How to Evaluate a Supplement Manufacturer
Choosing a contract manufacturer is one of the highest-stakes decisions a supplement brand makes. This guide provides a framework for evaluating manufacturers — the questions to ask, the documentation to request, the certifications to check, and the red flags that should stop a conversation.
Dietary supplement manufacturers must comply with 21 CFR Part 111 — Current Good Manufacturing Practice for dietary supplements. This includes requirements for personnel, facilities, equipment, production, laboratory operations, and record-keeping.
Before You Search
Before contacting manufacturers, define your requirements. The more specific you are, the faster you'll identify the right fit and filter out the wrong ones.
- Product scope: What dosage forms do you need? Capsules, tablets, powders, gummies, liquids? Not every CM handles every format.
- Volume: What are your projected order quantities? MOQs vary widely — from 5,000 units to 100,000+. Know your range before calling.
- Formulation status: Do you have a finished formula, or do you need formulation services? This changes which manufacturers are relevant.
- Timeline: When do you need product? Lead times in supplement manufacturing typically run 8–16 weeks. Rush orders cost more and limit options.
- Certifications needed: Do you need organic, NSF, Non-GMO Project, kosher, or halal? Each certification narrows the manufacturer pool significantly.
- Budget parameters: Have a realistic per-unit target. Asking for quotes without budget context wastes everyone's time.
Questions to Ask Every Manufacturer
These questions aren't optional. A manufacturer who can't or won't answer them is telling you something.
Compliance & Registration
- Are you FDA registered? Can you provide your registration number?

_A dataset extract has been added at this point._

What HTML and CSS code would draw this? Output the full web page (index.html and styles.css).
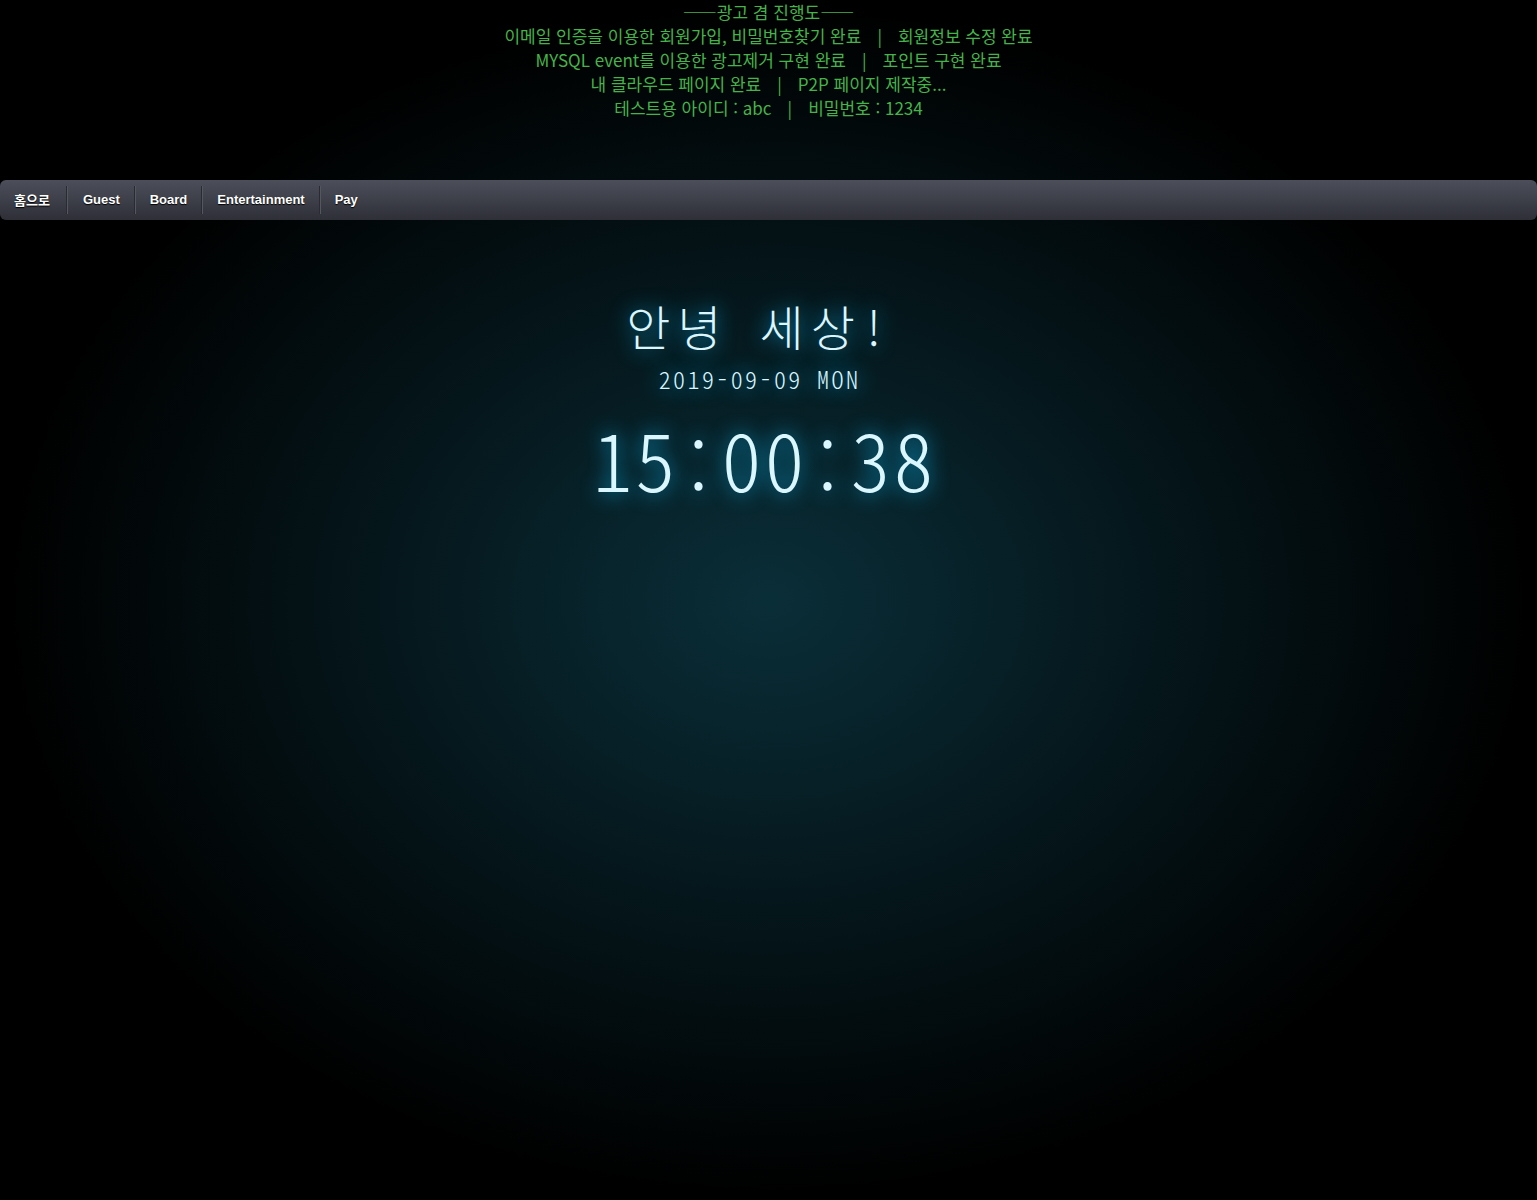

- Are you current Good Manufacturing Practice (cGMP) compliant under 21 CFR Part 111?
- When was your last FDA inspection? Were there any observations (483s)?
- Can you share your most recent third-party audit report?
Production & Capacity
- What are your minimum order quantities for my dosage form?
- What is your current lead time from PO to shipment?
- Do you have capacity for my projected volumes?
- Do you offer formulation services, or do I need to bring a finished formula?
Quality & Testing
- What testing do you perform on raw materials? On finished product?
- Do you use in-house labs or third-party testing?
- Can you provide Certificates of Analysis (COAs) for finished product?
- How do you handle out-of-spec results?
Documentation & IP
- Will I own the formula? Is this documented in the manufacturing agreement?
- Can you provide batch production records?
- What does your standard manufacturing agreement cover?
- Do you carry product liability insurance? What are the limits?
Certifications to Check
Not all certifications are equal. Some are legally required, some are industry standard, and some are marketing claims. Know the difference.
| Certification | What It Means | Required? |
|---|---|---|
| FDA Registration | Facility is registered with FDA as a dietary supplement manufacturer | Yes — legally required |
| cGMP Compliance | Follows Current Good Manufacturing Practice under 21 CFR Part 111 | Yes — legally required |
| NSF/GMP | Third-party audit of GMP compliance by NSF International | No — voluntary |
| NSF Certified for Sport | Products tested for banned substances (relevant for sports nutrition) | No — voluntary |
| USDA Organic | Facility certified to produce organic products per USDA standards | Only if claiming organic |
| Non-GMO Project | Products verified by Non-GMO Project | No — voluntary |
Red Flags
Any one of these should pause a conversation. Multiple red flags should end it.
- No FDA registration number. FDA registration is legally required. A manufacturer who can't provide one is either unregistered or hiding something.
- Won't share COAs or batch records. If they won't show documentation before you sign, they won't improve after.
- No third-party testing. Relying solely on in-house testing without any independent verification is a quality control gap.
- Pressure to commit quickly. "This price is only available this week" is a sales tactic, not a manufacturing constraint.
- Can't explain their cGMP program. A manufacturer that doesn't understand their own compliance program can't maintain it.
- No product liability insurance. This transfers all risk to you. Non-negotiable for any reputable CM.
- Unwilling to put IP ownership in writing. If they won't document that you own your formula, you may not own it.
Negotiation Considerations
Once you've identified a qualified manufacturer, these are the key areas to negotiate:
- MOQ flexibility — especially for first runs. Many CMs will negotiate lower MOQs for initial orders.
- Payment terms — standard is 50% deposit / 50% on shipment, but terms vary.
- Lead time commitments — get production timelines in writing with penalties for significant delays.
- Exclusivity — be cautious about exclusive manufacturing agreements until you've proven the relationship works.
- Quality agreement — a separate document from the manufacturing agreement that defines quality standards, testing requirements, and dispute resolution.
- Formula ownership — confirm in writing that you own the formula and that the manufacturer cannot produce it for others.
Disclaimer: This guide is educational content, not legal, regulatory, or professional advice. Consult qualified professionals before making manufacturing decisions. See our Terms of Service for details.